The exercise: Identify all lines below that hold "styles" and collect them.

-- start of Information shown --

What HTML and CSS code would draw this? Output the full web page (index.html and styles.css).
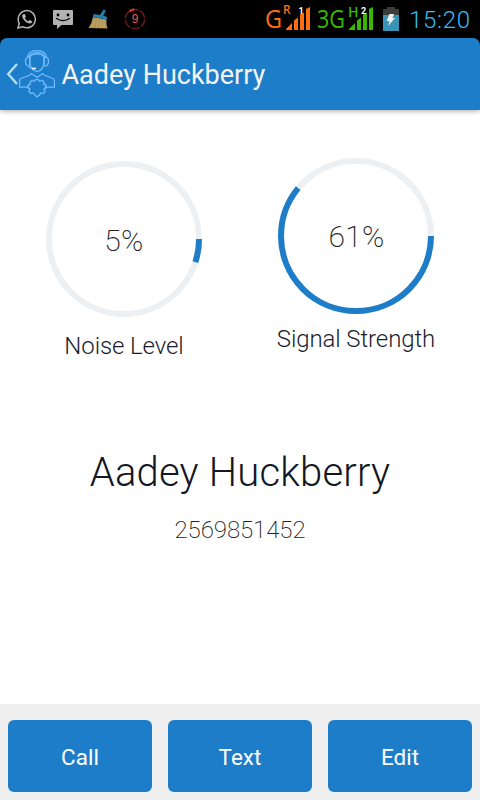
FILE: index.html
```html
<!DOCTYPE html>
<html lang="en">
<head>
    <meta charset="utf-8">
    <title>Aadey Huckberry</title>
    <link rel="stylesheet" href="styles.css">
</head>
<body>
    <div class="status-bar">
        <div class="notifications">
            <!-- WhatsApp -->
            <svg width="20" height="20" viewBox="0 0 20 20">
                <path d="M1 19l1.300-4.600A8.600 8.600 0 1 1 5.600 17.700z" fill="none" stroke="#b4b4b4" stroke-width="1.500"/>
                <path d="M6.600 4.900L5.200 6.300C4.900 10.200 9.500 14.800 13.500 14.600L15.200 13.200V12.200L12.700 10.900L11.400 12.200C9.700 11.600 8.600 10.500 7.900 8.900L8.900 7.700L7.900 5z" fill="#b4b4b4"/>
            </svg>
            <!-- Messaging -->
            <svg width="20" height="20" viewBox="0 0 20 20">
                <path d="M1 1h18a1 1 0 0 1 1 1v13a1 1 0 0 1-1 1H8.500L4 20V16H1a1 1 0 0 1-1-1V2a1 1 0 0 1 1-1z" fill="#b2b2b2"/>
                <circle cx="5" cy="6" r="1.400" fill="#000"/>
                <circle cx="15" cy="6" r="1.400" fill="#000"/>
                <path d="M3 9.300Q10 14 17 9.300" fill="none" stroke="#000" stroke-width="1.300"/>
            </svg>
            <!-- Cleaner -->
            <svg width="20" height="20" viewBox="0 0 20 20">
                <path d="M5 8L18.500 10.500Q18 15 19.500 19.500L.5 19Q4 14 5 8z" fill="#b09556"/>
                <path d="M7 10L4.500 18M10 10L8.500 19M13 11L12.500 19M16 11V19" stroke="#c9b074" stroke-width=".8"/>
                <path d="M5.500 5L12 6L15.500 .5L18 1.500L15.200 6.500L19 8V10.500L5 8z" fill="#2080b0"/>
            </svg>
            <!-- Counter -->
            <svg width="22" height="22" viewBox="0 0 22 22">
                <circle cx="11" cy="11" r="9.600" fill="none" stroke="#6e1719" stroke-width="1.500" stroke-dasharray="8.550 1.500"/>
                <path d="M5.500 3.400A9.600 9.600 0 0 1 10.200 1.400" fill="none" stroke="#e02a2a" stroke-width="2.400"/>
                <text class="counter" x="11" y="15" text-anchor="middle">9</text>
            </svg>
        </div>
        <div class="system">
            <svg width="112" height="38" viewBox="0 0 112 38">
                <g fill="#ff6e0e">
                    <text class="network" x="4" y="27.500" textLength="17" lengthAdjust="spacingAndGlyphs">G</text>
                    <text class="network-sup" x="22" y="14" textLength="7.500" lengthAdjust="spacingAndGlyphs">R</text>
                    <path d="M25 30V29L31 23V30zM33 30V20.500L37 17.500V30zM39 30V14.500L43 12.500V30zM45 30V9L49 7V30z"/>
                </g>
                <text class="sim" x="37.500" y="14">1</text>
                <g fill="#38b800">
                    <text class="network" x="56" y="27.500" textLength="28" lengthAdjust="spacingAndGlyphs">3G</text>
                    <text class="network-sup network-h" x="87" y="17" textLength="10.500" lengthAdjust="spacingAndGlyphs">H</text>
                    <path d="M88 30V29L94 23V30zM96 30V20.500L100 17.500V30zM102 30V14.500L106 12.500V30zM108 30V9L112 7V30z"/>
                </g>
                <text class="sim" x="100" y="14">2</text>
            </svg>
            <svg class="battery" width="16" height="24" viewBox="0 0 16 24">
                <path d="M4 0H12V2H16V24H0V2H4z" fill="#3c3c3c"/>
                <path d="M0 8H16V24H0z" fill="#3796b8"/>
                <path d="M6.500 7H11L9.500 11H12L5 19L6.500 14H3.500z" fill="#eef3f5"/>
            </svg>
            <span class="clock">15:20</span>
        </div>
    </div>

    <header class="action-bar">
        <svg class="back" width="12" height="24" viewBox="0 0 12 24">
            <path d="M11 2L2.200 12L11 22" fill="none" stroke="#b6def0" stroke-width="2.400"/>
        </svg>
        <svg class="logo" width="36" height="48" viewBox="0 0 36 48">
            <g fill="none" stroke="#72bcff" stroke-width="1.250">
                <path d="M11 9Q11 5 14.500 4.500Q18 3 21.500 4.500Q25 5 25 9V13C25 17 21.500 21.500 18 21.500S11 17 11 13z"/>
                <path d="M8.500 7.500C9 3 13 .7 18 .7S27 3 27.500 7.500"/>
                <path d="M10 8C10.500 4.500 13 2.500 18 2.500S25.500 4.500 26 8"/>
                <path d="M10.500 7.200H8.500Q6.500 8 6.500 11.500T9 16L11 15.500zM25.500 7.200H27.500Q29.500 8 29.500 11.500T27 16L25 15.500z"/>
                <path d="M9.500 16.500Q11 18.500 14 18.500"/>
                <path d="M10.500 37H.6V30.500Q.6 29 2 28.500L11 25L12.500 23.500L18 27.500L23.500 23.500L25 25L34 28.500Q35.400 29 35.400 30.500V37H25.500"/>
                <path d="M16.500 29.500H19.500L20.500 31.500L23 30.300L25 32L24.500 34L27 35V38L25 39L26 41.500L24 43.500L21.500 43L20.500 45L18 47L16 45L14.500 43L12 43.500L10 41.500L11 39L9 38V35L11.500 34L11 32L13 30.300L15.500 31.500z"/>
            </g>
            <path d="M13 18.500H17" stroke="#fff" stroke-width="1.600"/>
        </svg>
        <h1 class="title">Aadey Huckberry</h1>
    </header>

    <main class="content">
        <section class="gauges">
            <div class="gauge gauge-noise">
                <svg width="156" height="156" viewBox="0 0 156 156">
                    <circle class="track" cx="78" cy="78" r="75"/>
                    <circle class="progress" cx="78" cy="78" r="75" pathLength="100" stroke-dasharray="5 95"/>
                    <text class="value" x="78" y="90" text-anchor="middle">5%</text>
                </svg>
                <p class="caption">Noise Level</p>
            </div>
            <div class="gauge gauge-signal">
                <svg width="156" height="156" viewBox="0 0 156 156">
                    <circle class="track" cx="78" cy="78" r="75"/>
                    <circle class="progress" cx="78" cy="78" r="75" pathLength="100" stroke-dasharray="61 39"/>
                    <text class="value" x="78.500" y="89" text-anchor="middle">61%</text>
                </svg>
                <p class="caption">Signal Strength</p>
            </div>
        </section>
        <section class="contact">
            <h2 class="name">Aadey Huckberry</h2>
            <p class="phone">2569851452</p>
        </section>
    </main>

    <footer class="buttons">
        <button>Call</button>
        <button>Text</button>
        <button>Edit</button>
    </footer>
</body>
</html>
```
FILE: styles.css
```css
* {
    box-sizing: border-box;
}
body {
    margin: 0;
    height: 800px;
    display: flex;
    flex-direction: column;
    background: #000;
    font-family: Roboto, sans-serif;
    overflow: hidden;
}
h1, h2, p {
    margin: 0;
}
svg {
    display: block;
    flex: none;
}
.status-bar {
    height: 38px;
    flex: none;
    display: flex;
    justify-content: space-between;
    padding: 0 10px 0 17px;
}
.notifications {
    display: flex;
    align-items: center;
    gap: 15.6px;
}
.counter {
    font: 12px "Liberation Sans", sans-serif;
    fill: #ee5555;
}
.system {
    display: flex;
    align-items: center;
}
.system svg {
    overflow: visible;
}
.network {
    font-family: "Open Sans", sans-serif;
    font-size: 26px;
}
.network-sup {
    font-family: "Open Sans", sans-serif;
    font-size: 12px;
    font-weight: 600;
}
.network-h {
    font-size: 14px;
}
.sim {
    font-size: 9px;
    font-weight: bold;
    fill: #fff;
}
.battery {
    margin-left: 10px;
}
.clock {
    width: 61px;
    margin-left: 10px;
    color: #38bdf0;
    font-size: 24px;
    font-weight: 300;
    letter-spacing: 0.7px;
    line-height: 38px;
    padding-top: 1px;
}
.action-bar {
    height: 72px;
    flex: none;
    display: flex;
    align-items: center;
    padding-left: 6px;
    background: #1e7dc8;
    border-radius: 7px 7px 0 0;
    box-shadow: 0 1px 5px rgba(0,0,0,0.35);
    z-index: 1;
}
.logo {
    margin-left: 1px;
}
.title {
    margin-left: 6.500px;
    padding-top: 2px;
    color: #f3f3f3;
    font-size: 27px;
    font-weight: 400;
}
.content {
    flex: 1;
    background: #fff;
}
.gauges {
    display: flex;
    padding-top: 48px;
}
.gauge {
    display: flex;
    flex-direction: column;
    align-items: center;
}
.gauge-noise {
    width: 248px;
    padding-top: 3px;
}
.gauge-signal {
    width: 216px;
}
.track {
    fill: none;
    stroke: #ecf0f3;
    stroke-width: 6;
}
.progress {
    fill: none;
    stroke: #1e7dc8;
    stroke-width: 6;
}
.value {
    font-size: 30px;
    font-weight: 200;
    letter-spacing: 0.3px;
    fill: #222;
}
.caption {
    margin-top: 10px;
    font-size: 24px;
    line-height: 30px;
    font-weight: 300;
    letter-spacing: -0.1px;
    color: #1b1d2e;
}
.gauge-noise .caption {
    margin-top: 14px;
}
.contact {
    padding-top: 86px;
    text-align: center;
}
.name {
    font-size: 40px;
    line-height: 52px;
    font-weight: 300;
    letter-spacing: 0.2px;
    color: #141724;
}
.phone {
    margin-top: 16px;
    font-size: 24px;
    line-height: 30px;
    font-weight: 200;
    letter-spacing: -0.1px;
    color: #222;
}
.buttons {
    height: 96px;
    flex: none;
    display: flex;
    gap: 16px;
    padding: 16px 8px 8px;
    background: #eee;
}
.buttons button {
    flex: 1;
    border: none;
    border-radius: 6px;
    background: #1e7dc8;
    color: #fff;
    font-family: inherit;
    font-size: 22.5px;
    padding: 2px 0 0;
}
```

-- end of Information shown --

Task output:
What HTML and CSS code would draw this? Output the full web page (index.html and styles.css).
    <link rel="stylesheet" href="styles.css">
FILE: styles.css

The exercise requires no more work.